╔══

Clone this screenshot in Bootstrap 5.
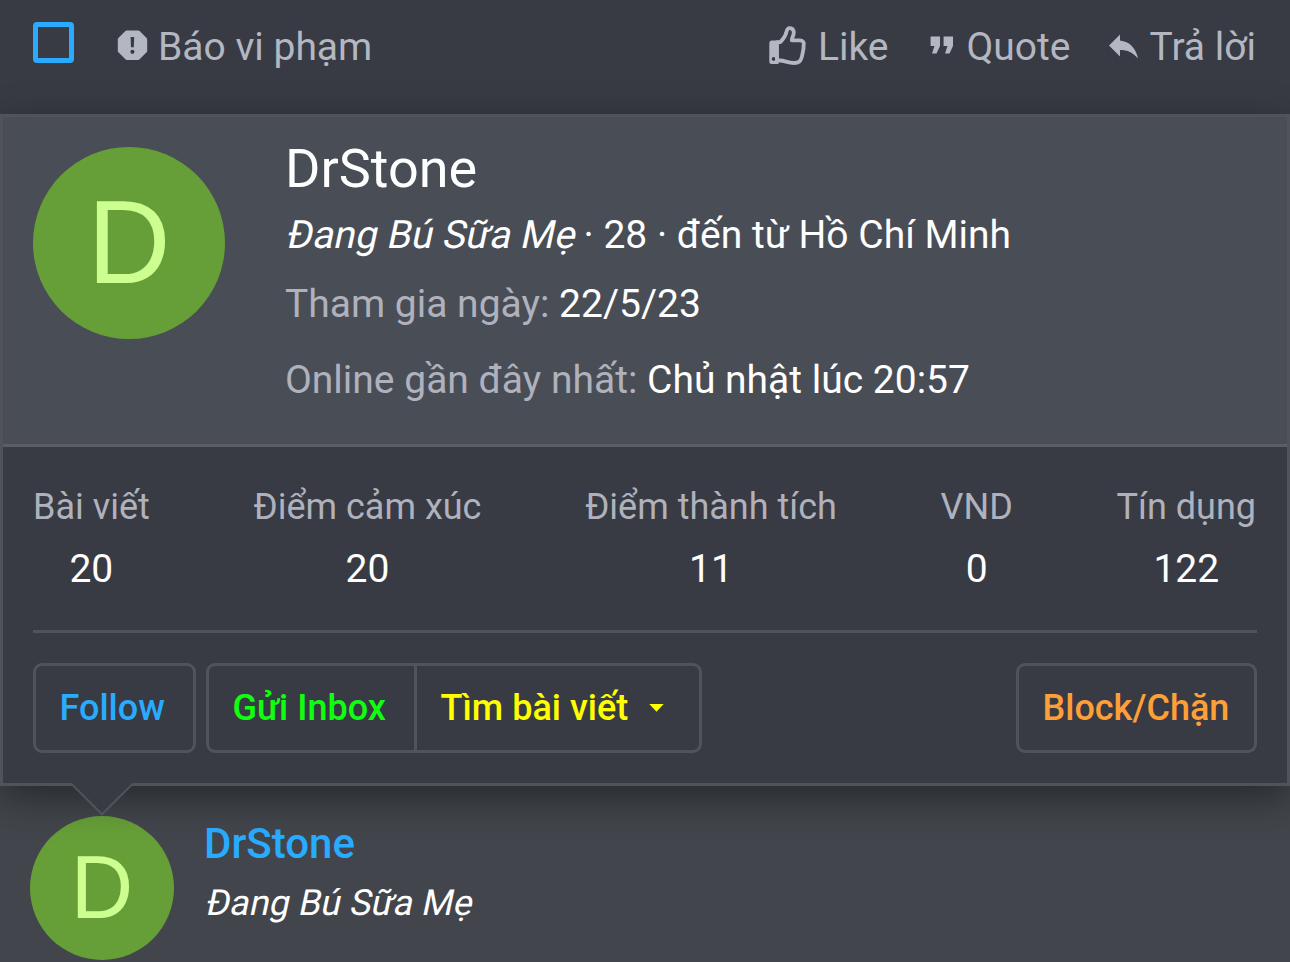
<!DOCTYPE html>
<html lang="vi">
<head>
<meta charset="utf-8">
<title>DrStone</title>
<meta name="viewport" content="width=device-width, initial-scale=1">
<link href="https://cdn.jsdelivr.net/npm/bootstrap@5.3.0/dist/css/bootstrap.min.css" rel="stylesheet">
<style>
body{font-family:Roboto,"Noto Sans",sans-serif;font-size:39px;line-height:54px;color:#fefefe;background:#42464c;height:962px;overflow:hidden}
.post-actions{height:114px;padding:20px 34px 0 33px;background:#383b43;color:#b3b7c2}
.pick{width:41px;height:41px;border:5px solid #29abff;border-radius:4px;margin-top:2px}
.act{line-height:54px;white-space:nowrap}
.act-report{margin-left:43px}.act-quote{margin-left:41px}.act-reply{margin-left:38px}
.member-card{height:672px;background:#383b43;border:3px solid #505359;border-radius:0;box-shadow:0 12px 36px rgba(0,0,0,.42);color:inherit;z-index:2}
.member-head{height:330px;background:#494d56;border-bottom:3px solid #5a5d64;padding:30px}
.member-info{margin-left:60px}
.ava{border-radius:50%;background:#669f38;color:#ccff90;flex:none;text-align:center;font-family:"Liberation Sans",sans-serif}
.ava span{display:inline-block;transform:scaleY(1.04)}
.ava-l{width:192px;height:192px;font-size:115px;line-height:189px}
.ava-m{width:144px;height:144px;font-size:86.4px;line-height:142px}
.who{font-size:54px;line-height:60px;margin-top:-8px}
.slant{display:inline-block;font-style:normal;transform:skewX(-12deg);transform-origin:0 76%}
.dim{color:#afb2bd}
.stat-row{padding:36px 31px 0 30px;height:183px}
.stat-row dt{font-size:36px;line-height:48px;font-weight:400;color:#afb2bd}
.stat-row dd{line-height:54px;margin:11px 0 0}
.rule{height:3px;background:#505359;margin:0 30px}
.acts{padding:30px 30px 0}
.acts .btn{--bs-btn-font-weight:500;font-size:36px;line-height:54px;height:90px;border:3px solid #505359;border-radius:9px;padding:15px 0 15px 23.5px;white-space:nowrap;text-align:left;flex:none}
.w-follow{width:163px}.w-inbox{width:211px}.w-find{width:288px}.w-block{width:241px}
.c-blue{color:#29abff}.c-green{color:#10ff10}.c-yellow{color:#ffff00}.c-orange{color:#ff9f38}
.acts .btn-group{margin-left:10px}
.acts .btn-group .btn:first-child{border-radius:9px 0 0 9px}
.acts .btn-group .btn:last-child{border-radius:0 9px 9px 0;margin-left:-3px}
.tip{position:absolute;left:66px;top:666px;z-index:3}
.author{padding:30px 30px 0}
.author-text{margin-left:30px}
.author-name{font-size:42px;font-weight:500;line-height:54px;margin-top:1px}
.author-title{font-size:36px;line-height:54px;margin-top:5px}
svg{display:block;flex:none}
</style>
</head>
<body>
<div class="post-actions d-flex align-items-start">
  <div class="pick"></div>
  <div class="act act-report d-flex">
    <svg width="31" height="31" viewBox="0 0 31 31" style="margin:10px 10px 0 0"><path fill="#b3b7c2" d="M9.800.5h11.400a2 2 0 0 1 1.400.6l7 7a2 2 0 0 1 .6 1.400v11.400a2 2 0 0 1-.6 1.400l-7 7a2 2 0 0 1-1.400.6H9.800a2 2 0 0 1-1.400-.6l-7-7a2 2 0 0 1-.6-1.400V9.500a2 2 0 0 1 .6-1.400l7-7A2 2 0 0 1 9.800.5z"/><path fill="#383b43" d="M13.600 7h3.600l-.4 10.200h-2.800z"/><circle cx="15.400" cy="21.800" r="2.100" fill="#383b43"/></svg>
    <span>Báo vi phạm</span>
  </div>
  <div class="act d-flex ms-auto">
    <svg width="38" height="40" viewBox="0 0 38 40" style="margin:6px 11px 0 0"><path fill="#b3b7c2" fill-rule="evenodd" d="M2.500 14.500h7v23.500H2.500Q.3 38 .3 35.800V17Q.3 14.500 2.500 14.500zM4.600 31a1.900 1.900 0 1 0 0 3.800A1.900 1.900 0 0 0 4.600 31z"/><path d="M8 16.200h3.200C13.500 13.800 16.500 10 17.300 6.500 18 3 19 1.900 21.300 2.200c3.500.5 4.200 4 2.700 7.800-.5 1.300-1.200 2.400-1.200 4.300h7.800c3.500 0 4.700 2.200 4 5-.3 1 .2 2-.2 4-.6 1.500-.2 2.200-.8 4-.5 1.500-.3 2.200-.8 3.700-1.200 3.900-2.500 6-7.800 6-5.500 0-9.500-2.300-13.500-2.500H8z" fill="none" stroke="#b3b7c2" stroke-width="3.800" stroke-linejoin="round"/></svg>
    <span>Like</span>
  </div>
  <div class="act act-quote d-flex">
    <svg width="24" height="19" viewBox="0 0 24 19" style="margin:16px 13px 0 0"><path fill="#b3b7c2" d="M.6.5H10v9.500L6.500 17.500H2L4.500 10H.6zM13.600.5H23V10l-3.500 7.500H15L17.500 10h-3.900z"/></svg>
    <span>Quote</span>
  </div>
  <div class="act act-reply d-flex">
    <svg width="30" height="26" viewBox="0 0 30 26" style="margin:14px 11px 0 0"><path fill="#b3b7c2" d="M0 11.500 11 .5v6C20.500 7.500 27 14 29 24.500 24 18.500 18.500 16 11 16v6.500z"/></svg>
    <span>Trả lời</span>
  </div>
</div>

<main class="position-relative">
  <section class="card member-card">
    <header class="member-head d-flex">
      <div class="ava ava-l"><span>D</span></div>
      <div class="member-info text-nowrap">
        <div class="who">DrStone</div>
        <div style="margin-top:9px"><em class="slant">Đang Bú Sữa Mẹ</em> · 28 · đến từ Hồ Chí Minh</div>
        <div style="margin-top:15px"><span class="dim">Tham gia ngày:</span> 22/5/23</div>
        <div style="margin-top:22px"><span class="dim">Online gần đây nhất:</span> Chủ nhật lúc 20:57</div>
      </div>
    </header>
    <div class="stat-row d-flex justify-content-between text-center">
      <dl class="m-0"><dt>Bài viết</dt><dd>20</dd></dl>
      <dl class="m-0"><dt>Điểm cảm xúc</dt><dd>20</dd></dl>
      <dl class="m-0"><dt>Điểm thành tích</dt><dd>11</dd></dl>
      <dl class="m-0"><dt>VND</dt><dd>0</dd></dl>
      <dl class="m-0"><dt>Tín dụng</dt><dd>122</dd></dl>
    </div>
    <div class="rule"></div>
    <div class="acts d-flex">
      <button class="btn c-blue w-follow">Follow</button>
      <div class="btn-group">
        <button class="btn c-green w-inbox">Gửi Inbox</button>
        <button class="btn c-yellow w-find d-flex align-items-center">Tìm bài viết
          <svg width="15" height="8" viewBox="0 0 15 8" style="margin-left:21px"><path fill="#ffff00" d="M.3 0h14.400L7.500 7.800z"/></svg>
        </button>
      </div>
      <button class="btn c-orange w-block ms-auto">Block/Chặn</button>
    </div>
    <svg class="tip" width="66" height="34" viewBox="0 0 66 34"><path fill="#383b43" d="M1.500 0h63L33 31z"/><path d="M1.500 0L33 31.300 64.500 0" fill="none" stroke="#505359" stroke-width="2"/></svg>
  </section>
  <section class="author d-flex">
    <div class="ava ava-m"><span>D</span></div>
    <div class="author-text">
      <div class="author-name c-blue">DrStone</div>
      <div class="author-title"><em class="slant">Đang Bú Sữa Mẹ</em></div>
    </div>
  </section>
</main>
<script src="https://cdn.jsdelivr.net/npm/bootstrap@5.3.0/dist/js/bootstrap.bundle.min.js"></script>
</body>
</html>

╚══

▶ _Stated exercise_
Reproduce each line exactly, please, except for any pictures.

▶ _Written answer_
Clone this screenshot in Bootstrap 5.
<!DOCTYPE html>
<html lang="vi">
<head>
<meta charset="utf-8">
<title>DrStone</title>
<meta name="viewport" content="width=device-width, initial-scale=1">
<link href="https://cdn.jsdelivr.net/npm/bootstrap@5.3.0/dist/css/bootstrap.min.css" rel="stylesheet">
<style>
body{font-family:Roboto,"Noto Sans",sans-serif;font-size:39px;line-height:54px;color:#fefefe;background:#42464c;height:962px;overflow:hidden}
.post-actions{height:114px;padding:20px 34px 0 33px;background:#383b43;color:#b3b7c2}
.pick{width:41px;height:41px;border:5px solid #29abff;border-radius:4px;margin-top:2px}
.act{line-height:54px;white-space:nowrap}
.act-report{margin-left:43px}.act-quote{margin-left:41px}.act-reply{margin-left:38px}
.member-card{height:672px;background:#383b43;border:3px solid #505359;border-radius:0;box-shadow:0 12px 36px rgba(0,0,0,.42);color:inherit;z-index:2}
.member-head{height:330px;background:#494d56;border-bottom:3px solid #5a5d64;padding:30px}
.member-info{margin-left:60px}
.ava{border-radius:50%;background:#669f38;color:#ccff90;flex:none;text-align:center;font-family:"Liberation Sans",sans-serif}
.ava span{display:inline-block;transform:scaleY(1.04)}
.ava-l{width:192px;height:192px;font-size:115px;line-height:189px}
.ava-m{width:144px;height:144px;font-size:86.4px;line-height:142px}
.who{font-size:54px;line-height:60px;margin-top:-8px}
.slant{display:inline-block;font-style:normal;transform:skewX(-12deg);transform-origin:0 76%}
.dim{color:#afb2bd}
.stat-row{padding:36px 31px 0 30px;height:183px}
.stat-row dt{font-size:36px;line-height:48px;font-weight:400;color:#afb2bd}
.stat-row dd{line-height:54px;margin:11px 0 0}
.rule{height:3px;background:#505359;margin:0 30px}
.acts{padding:30px 30px 0}
.acts .btn{--bs-btn-font-weight:500;font-size:36px;line-height:54px;height:90px;border:3px solid #505359;border-radius:9px;padding:15px 0 15px 23.5px;white-space:nowrap;text-align:left;flex:none}
.w-follow{width:163px}.w-inbox{width:211px}.w-find{width:288px}.w-block{width:241px}
.c-blue{color:#29abff}.c-green{color:#10ff10}.c-yellow{color:#ffff00}.c-orange{color:#ff9f38}
.acts .btn-group{margin-left:10px}
.acts .btn-group .btn:first-child{border-radius:9px 0 0 9px}
.acts .btn-group .btn:last-child{border-radius:0 9px 9px 0;margin-left:-3px}
.tip{position:absolute;left:66px;top:666px;z-index:3}
.author{padding:30px 30px 0}
.author-text{margin-left:30px}
.author-name{font-size:42px;font-weight:500;line-height:54px;margin-top:1px}
.author-title{font-size:36px;line-height:54px;margin-top:5px}
svg{display:block;flex:none}
</style>
</head>
<body>
<div class="post-actions d-flex align-items-start">
  <div class="pick"></div>
  <div class="act act-report d-flex">
    <svg width="31" height="31" viewBox="0 0 31 31" style="margin:10px 10px 0 0"><path fill="#b3b7c2" d="M9.800.5h11.400a2 2 0 0 1 1.400.6l7 7a2 2 0 0 1 .6 1.400v11.400a2 2 0 0 1-.6 1.400l-7 7a2 2 0 0 1-1.400.6H9.800a2 2 0 0 1-1.400-.6l-7-7a2 2 0 0 1-.6-1.400V9.500a2 2 0 0 1 .6-1.400l7-7A2 2 0 0 1 9.800.5z"/><path fill="#383b43" d="M13.600 7h3.600l-.4 10.200h-2.800z"/><circle cx="15.400" cy="21.800" r="2.100" fill="#383b43"/></svg>
    <span>Báo vi phạm</span>
  </div>
  <div class="act d-flex ms-auto">
    <svg width="38" height="40" viewBox="0 0 38 40" style="margin:6px 11px 0 0"><path fill="#b3b7c2" fill-rule="evenodd" d="M2.500 14.500h7v23.500H2.500Q.3 38 .3 35.800V17Q.3 14.500 2.500 14.500zM4.600 31a1.900 1.900 0 1 0 0 3.800A1.900 1.900 0 0 0 4.600 31z"/><path d="M8 16.200h3.200C13.500 13.800 16.500 10 17.300 6.500 18 3 19 1.900 21.300 2.200c3.500.5 4.200 4 2.700 7.800-.5 1.300-1.200 2.400-1.200 4.300h7.800c3.500 0 4.700 2.200 4 5-.3 1 .2 2-.2 4-.6 1.500-.2 2.200-.8 4-.5 1.500-.3 2.200-.8 3.700-1.200 3.900-2.500 6-7.800 6-5.500 0-9.500-2.300-13.500-2.500H8z" fill="none" stroke="#b3b7c2" stroke-width="3.800" stroke-linejoin="round"/></svg>
    <span>Like</span>
  </div>
  <div class="act act-quote d-flex">
    <svg width="24" height="19" viewBox="0 0 24 19" style="margin:16px 13px 0 0"><path fill="#b3b7c2" d="M.6.5H10v9.500L6.500 17.500H2L4.500 10H.6zM13.600.5H23V10l-3.500 7.500H15L17.500 10h-3.900z"/></svg>
    <span>Quote</span>
  </div>
  <div class="act act-reply d-flex">
    <svg width="30" height="26" viewBox="0 0 30 26" style="margin:14px 11px 0 0"><path fill="#b3b7c2" d="M0 11.500 11 .5v6C20.500 7.500 27 14 29 24.500 24 18.500 18.500 16 11 16v6.500z"/></svg>
    <span>Trả lời</span>
  </div>
</div>

<main class="position-relative">
  <section class="card member-card">
    <header class="member-head d-flex">
      <div class="ava ava-l"><span>D</span></div>
      <div class="member-info text-nowrap">
        <div class="who">DrStone</div>
        <div style="margin-top:9px"><em class="slant">Đang Bú Sữa Mẹ</em> · 28 · đến từ Hồ Chí Minh</div>
        <div style="margin-top:15px"><span class="dim">Tham gia ngày:</span> 22/5/23</div>
        <div style="margin-top:22px"><span class="dim">Online gần đây nhất:</span> Chủ nhật lúc 20:57</div>
      </div>
    </header>
    <div class="stat-row d-flex justify-content-between text-center">
      <dl class="m-0"><dt>Bài viết</dt><dd>20</dd></dl>
      <dl class="m-0"><dt>Điểm cảm xúc</dt><dd>20</dd></dl>
      <dl class="m-0"><dt>Điểm thành tích</dt><dd>11</dd></dl>
      <dl class="m-0"><dt>VND</dt><dd>0</dd></dl>
      <dl class="m-0"><dt>Tín dụng</dt><dd>122</dd></dl>
    </div>
    <div class="rule"></div>
    <div class="acts d-flex">
      <button class="btn c-blue w-follow">Follow</button>
      <div class="btn-group">
        <button class="btn c-green w-inbox">Gửi Inbox</button>
        <button class="btn c-yellow w-find d-flex align-items-center">Tìm bài viết
          <svg width="15" height="8" viewBox="0 0 15 8" style="margin-left:21px"><path fill="#ffff00" d="M.3 0h14.400L7.500 7.800z"/></svg>
        </button>
      </div>
      <button class="btn c-orange w-block ms-auto">Block/Chặn</button>
    </div>
    <svg class="tip" width="66" height="34" viewBox="0 0 66 34"><path fill="#383b43" d="M1.500 0h63L33 31z"/><path d="M1.500 0L33 31.300 64.500 0" fill="none" stroke="#505359" stroke-width="2"/></svg>
  </section>
  <section class="author d-flex">
    <div class="ava ava-m"><span>D</span></div>
    <div class="author-text">
      <div class="author-name c-blue">DrStone</div>
      <div class="author-title"><em class="slant">Đang Bú Sữa Mẹ</em></div>
    </div>
  </section>
</main>
<script src="https://cdn.jsdelivr.net/npm/bootstrap@5.3.0/dist/js/bootstrap.bundle.min.js"></script>
</body>
</html>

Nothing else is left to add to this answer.